ZiaSign’s AI-powered contract drafting and clause risk scoring helps legal teams prioritize. Instead of line-by-line review, reviewers see:

  • Which clauses deviate from approved standards
  • Relative risk levels (low, medium, high)
  • Suggested fallback language

This approach doesn’t replace legal judgment—it augments it. Legal teams spend time where it matters most, while procurement moves faster on low-risk agreements.

For finance leaders, clearer risk allocation translates into more predictable exposure and fewer surprises post-signature.

Approval Workflows That Don’t Break Procurement

One of the biggest friction points in vendor contracting is approval. Email chains, manual signatures, and unclear authority slow down procurement and frustrate vendors.

A best-practice approval workflow is:

  • Role-based, not person-dependent
  • Visible, so stakeholders know where contracts are stuck
  • Automated, eliminating manual follow-ups

A typical vendor agreement workflow might look like:

  1. Procurement drafts from an approved template
  2. Legal reviews only if risk thresholds are exceeded
  3. Finance approves commercial terms above spend limits
  4. Business owner provides final sign-off

Forrester research shows automated workflows can reduce approval cycle time by 30–60%.

Modern CLM platforms enable this through visual drag-and-drop workflow builders. ZiaSign allows teams to configure approval chains based on:

  • Contract value
  • Vendor type
  • Data sensitivity
  • Jurisdiction

Once approvals are complete, contracts move seamlessly to legally binding e-signatures, compliant with ESIGN Act, UETA, and eIDAS. Every action is logged with timestamps, IP addresses, and device fingerprints—creating a defensible audit trail.

The result is faster turnaround without sacrificing control. Procurement gains speed, legal maintains oversight, and finance retains spend governance.
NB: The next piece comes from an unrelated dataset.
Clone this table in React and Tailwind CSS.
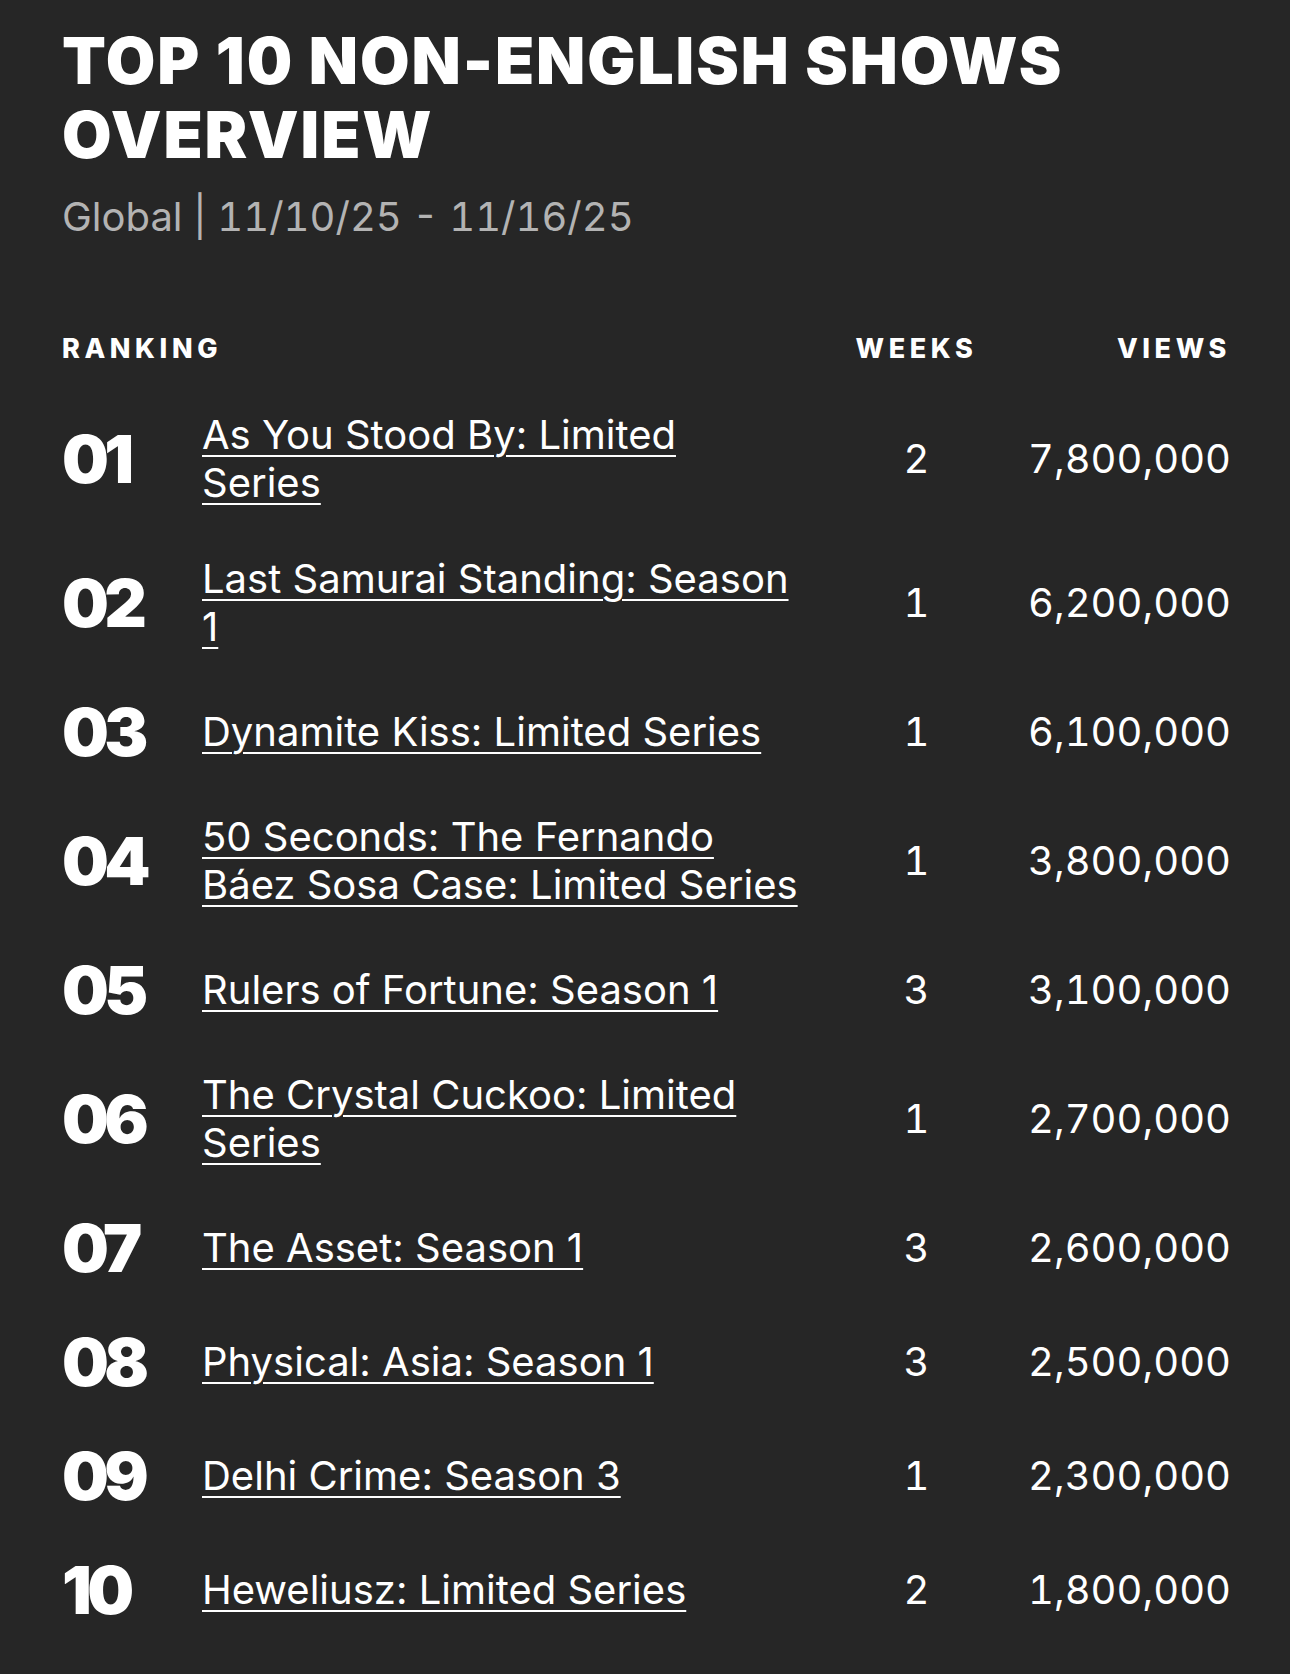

Post-Signature Obligations and Renewal Risk

Signing a vendor agreement is not the finish line—it’s the starting point of value realization. Yet World Commerce & Contracting reports that fewer than 40% of organizations actively manage post-signature obligations.

Common failures include:

  • Missed notice windows for termination
  • Untracked SLAs and performance credits
  • Auto-renewals at unfavorable rates

Unmanaged renewals are among the most preventable sources of contract leakage.

A modern approach requires:

  • Obligation tracking tied to contract clauses
  • Automated alerts for key dates
  • Central visibility across all active vendor agreements

With ZiaSign, obligations and renewal dates are captured at the clause level and surfaced through dashboards and alerts. Procurement and finance teams receive advance notice, enabling renegotiation or termination decisions before deadlines pass.
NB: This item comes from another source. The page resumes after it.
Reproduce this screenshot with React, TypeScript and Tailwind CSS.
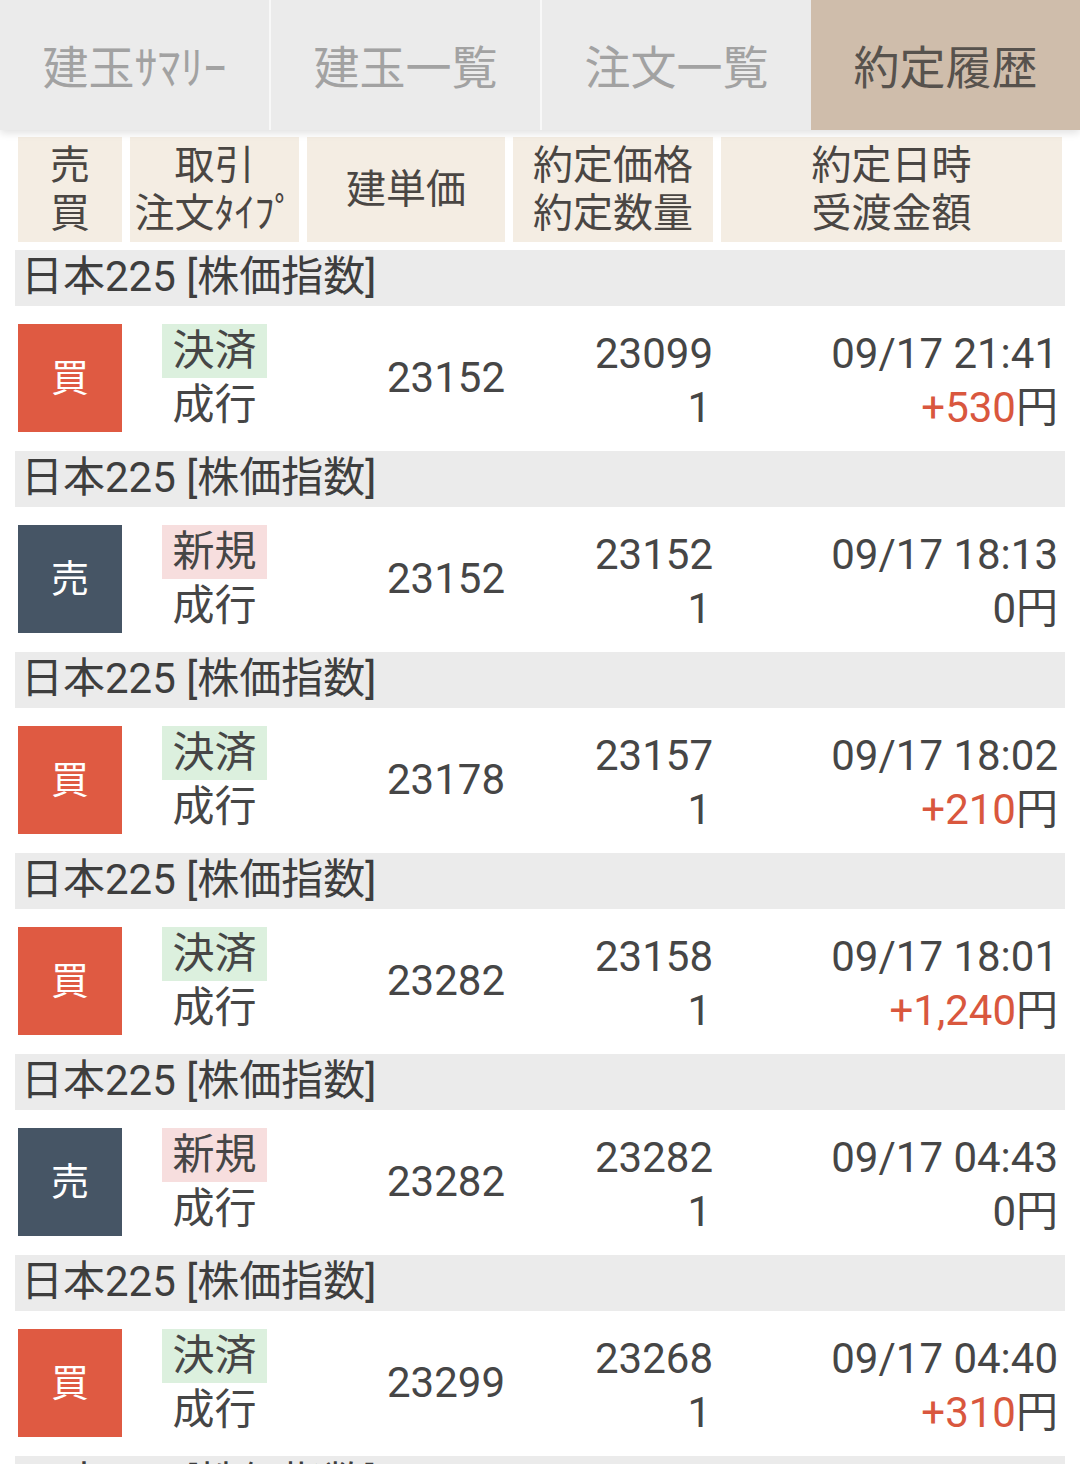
const tabs = ['建玉ｻﾏﾘｰ', '建玉一覧', '注文一覧', '約定履歴']

type Trade = {
  side: 'buy' | 'sell'
  kind: '決済' | '新規'
  entry: string
  price: string
  qty: string
  time: string
  amount: string
  profit: boolean
}

const trades: Trade[] = [
  { side: 'buy', kind: '決済', entry: '23152', price: '23099', qty: '1', time: '09/17 21:41', amount: '+530', profit: true },
  { side: 'sell', kind: '新規', entry: '23152', price: '23152', qty: '1', time: '09/17 18:13', amount: '0', profit: false },
  { side: 'buy', kind: '決済', entry: '23178', price: '23157', qty: '1', time: '09/17 18:02', amount: '+210', profit: true },
  { side: 'buy', kind: '決済', entry: '23282', price: '23158', qty: '1', time: '09/17 18:01', amount: '+1,240', profit: true },
  { side: 'sell', kind: '新規', entry: '23282', price: '23282', qty: '1', time: '09/17 04:43', amount: '0', profit: false },
  { side: 'buy', kind: '決済', entry: '23299', price: '23268', qty: '1', time: '09/17 04:40', amount: '+310', profit: true },
  { side: 'buy', kind: '決済', entry: '23300', price: '23270', qty: '1', time: '09/17 04:30', amount: '+300', profit: true },
]

const grid = 'grid grid-cols-[104px_169px_198px_200px_1fr] gap-2 px-[18px]'

const TradeRow = ({ t }: { t: Trade }) => {
  return (
    <>
      {/* group title */}
      <div className="mx-[15px] h-[56px] bg-[#ebebeb] pl-[6px] text-[42px] leading-[54px] text-[#3e3e3e]">
        日本225 [株価指数]
      </div>
      {/* trade */}
      <div className={`${grid} h-[145px] items-start bg-white pt-[18px] text-[42px] leading-[54px] text-[#464646]`}>
        <div
          className={`flex h-[108px] items-center justify-center text-[38px] text-white ${
            t.side === 'buy' ? 'bg-[#df5a42]' : 'bg-[#465565]'
          }`}
        >
          {t.side === 'buy' ? '買' : '売'}
        </div>
        <div className="flex flex-col items-center">
          <span className={`px-[10px] ${t.kind === '決済' ? 'bg-[#dcf0de]' : 'bg-[#f7dede]'}`}>{t.kind}</span>
          <span>成行</span>
        </div>
        <div className="flex h-[108px] items-center justify-end">{t.entry}</div>
        <div className="flex flex-col items-end pt-[3px]">
          <span>{t.price}</span>
          <span className="pr-[2px]">{t.qty}</span>
        </div>
        <div className="flex flex-col items-end pt-[3px] pr-[4px]">
          <span>{t.time}</span>
          <span>
            <span className={t.profit ? 'text-[#d9573e]' : ''}>{t.amount}</span>円
          </span>
        </div>
      </div>
    </>
  )
}

export default function App() {
  return (
    <div
      className="h-[1464px] w-[1080px] overflow-hidden bg-white"
      style={{ fontFamily: 'Roboto, "Noto Sans CJK JP", sans-serif' }}
    >
      {/* TABS */}
      <div className="relative z-10 flex h-[130px] bg-[#ebebeb] shadow-[0_3px_8px_rgba(0,0,0,0.12)]">
        {tabs.map((tab, i) => (
          <div
            key={tab}
            className={`flex flex-1 items-center justify-center pt-[6px] text-[46px] ${
              i === 3 ? 'bg-[#cfbdab] text-[#57524d]' : 'bg-[#ebebeb] text-[#a2a2a2]'
            } ${i < 2 ? 'border-r-2 border-[#f8f8f8]' : ''}`}
          >
            {tab}
          </div>
        ))}
      </div>

      {/* COLUMN HEADER */}
      <div className={`${grid} mt-[7px] mb-2 h-[105px] text-[40px] leading-[48px] text-[#4a4643]`}>
        <div className="flex flex-col items-center justify-center bg-[#f4ede3]">
          <span>売</span>
          <span>買</span>
        </div>
        <div className="flex flex-col items-center justify-center bg-[#f4ede3]">
          <span>取引</span>
          <span>注文ﾀｲﾌﾟ</span>
        </div>
        <div className="flex items-center justify-center bg-[#f4ede3]">建単価</div>
        <div className="flex flex-col items-center justify-center bg-[#f4ede3]">
          <span>約定価格</span>
          <span>約定数量</span>
        </div>
        <div className="flex flex-col items-center justify-center bg-[#f4ede3]">
          <span>約定日時</span>
          <span>受渡金額</span>
        </div>
      </div>

      {/* LIST */}
      {trades.map((t, i) => (
        <TradeRow key={i} t={t} />
      ))}
    </div>
  )
}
This proactive model turns vendor agreements into controllable assets. Instead of reacting to surprises, teams plan renewals strategically, align them with budgets, and enforce vendor accountability.

Security, Compliance, and Audit Readiness

Vendor agreements often become evidence during audits, disputes, or regulatory inquiries. Security and compliance are therefore non-negotiable.

Key requirements include:

  • Legally valid e-signatures under applicable laws
  • Tamper-proof audit trails
  • Secure storage with access controls

Standards like SOC 2 Type II and ISO 27001 provide assurance that contract data is handled responsibly. From a compliance perspective, every contract action—drafting, approval, signing—must be traceable.

ZiaSign’s audit trails capture:

  • Signer identity
  • Timestamps
  • IP addresses
  • Device fingerprints

This level of detail is critical for enforceability and dispute defense.

For regulated industries or enterprises, integrations with identity providers via SSO/SCIM ensure only authorized users access sensitive agreements. Combined with API access for custom integrations, contracts fit seamlessly into broader governance frameworks.

Security is not just an IT concern—it is a contractual risk mitigator.

Integrations That Make Vendor Contracts Operational

Vendor agreements don’t live in isolation. Their value increases when connected to the systems where teams already work.

High-impact integrations include:

  • CRM systems (Salesforce, HubSpot) for vendor and partner data
  • Productivity suites (Microsoft 365, Google Workspace)
  • Collaboration tools like Slack for status updates

When CLM integrates with these platforms, contract data becomes actionable. For example:

  • Procurement sees contract status directly in sourcing tools
  • Finance aligns payment terms with accounting workflows
  • Legal tracks risk exposure across vendor portfolios

ZiaSign’s native integrations and open API allow organizations to embed contract workflows into existing processes without disruption.

Integration maturity is a key indicator of CLM ROI, according to Gartner.

By eliminating data silos, vendor agreements support faster decisions, cleaner reporting, and stronger vendor relationships.

Related Resources

Explore more guides at ziasign.com/blogs, or try our 119 free PDF tools.

FAQ

What clauses are most important in a vendor agreement?

The highest-risk clauses typically include limitation of liability, indemnification, data protection, termination rights, and payment terms. These provisions have the greatest financial and regulatory impact if mismanaged.

Are e-signatures legally binding for vendor agreements?

Yes. E-signatures are legally binding under laws such as the ESIGN Act, UETA, and eIDAS when proper consent, authentication, and audit trails are maintained.

How can procurement teams speed up vendor contract approvals?

Standardized templates, risk-based approval workflows, and automated routing significantly reduce cycle times while preserving oversight.

What is obligation tracking in contract management?

Obligation tracking monitors contractual commitments like SLAs, reporting duties, and renewal dates to prevent missed actions and value leakage.